Alcatel-Lucent offers VSDL2 vectoring to support 100-Mbps services

Alcatel-Lucent (Euronext Paris and NYSE: ALU) has announced commercial availability of its version of VDSL2 Vectoring technology. The new capability, compliant to the ITU-T’s G.vector specifications, is a noise cancelling technology that, when paired with channel bonding, can enable 100-Mbps service delivery to residences and businesses via VDSL2 networks.

Alcatel-Lucent (Euronext Paris and NYSE: ALU) has announced commercial availability of its version of VDSL2 Vectoring technology. The new capability, compliant to the ITU-T’s G.vector specifications, is a noise cancelling technology that, when paired with channel bonding, can enable 100-Mbps service delivery to residences and businesses via VDSL2 networks.

According to Keith Russell, senior marketing manager, Wireline Fixed Access at Alcatel-Lucent, the VDSL2 Vectoring technology is based on in-house expertise and will support the 100-Mbps speeds over a distance of 400 m, or lower data rates over longer distances, thanks to its ability to eliminate cross-talk. At least six carriers have trialed the technology, and the company plans to announce a customer next week, he says. While the vectoring technology will be available this year, the ability to pair it with bonding will not be released until the first half of next year, Russell reveals.

VDSL2 Vectoring is available as line card upgrades to Alcatel-Lucent’s 7356 ISAM REM (FD-2), 7330 ISAM FTTN (FD-8), and 7302 ISAM (FD-16) platforms. A Board-Level Vectoring card supports smaller applications and operates independently, while the pairing of multiple System-Level Vectoring (SLV) line cards and a Vectoring Processor line card can apply vectoring across an entire system. The Vectoring Processor card will oversee four SLV cards in the initial release; Alcatel-Lucent will expand its capacity to eight SLVs next year. Both the SLVs and the Board-Level Vectoring card will support 48-port operation and two- to eight-pair bonding.

Russell couched the technology in the context of the worldwide trend toward national broadband programs. While many such programs emphasize fiber to the home (FTTH), the VDSL2 technology will enable carriers to meet broadband service deployment objectives more quickly over existing infrastructure, he says.

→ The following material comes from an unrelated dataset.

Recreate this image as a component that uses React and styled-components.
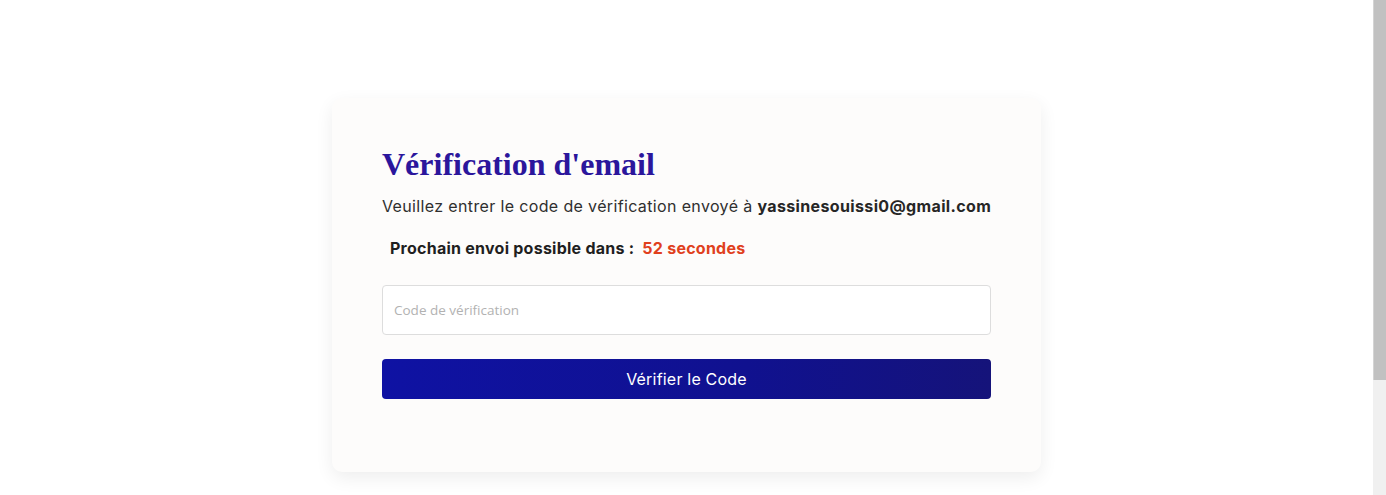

Rob Gallagher, principal analyst and head of Broadband & TV Research at market research and analysis firm Informa -- who has advocated that FTTH is unnecessary in many cases to meet broadband service objectives -- welcomed the announcement. “Alcatel-Lucent's plan to make VDSL2 vectoring commercially available is very timely,” said Gallagher in a quote provided to the press. “Service providers and governments have stated their intent to boost broadband speeds to consumers and businesses alike, but the challenges associated with comprehensive fiber-to-the-home deployments have been a major obstacle. VDSL2 Vectoring promises to bring speeds of 100 Mbps and beyond to advanced copper/fiber hybrid networks and make superfast broadband speeds available to many more people, much faster than many in the industry had thought possible.”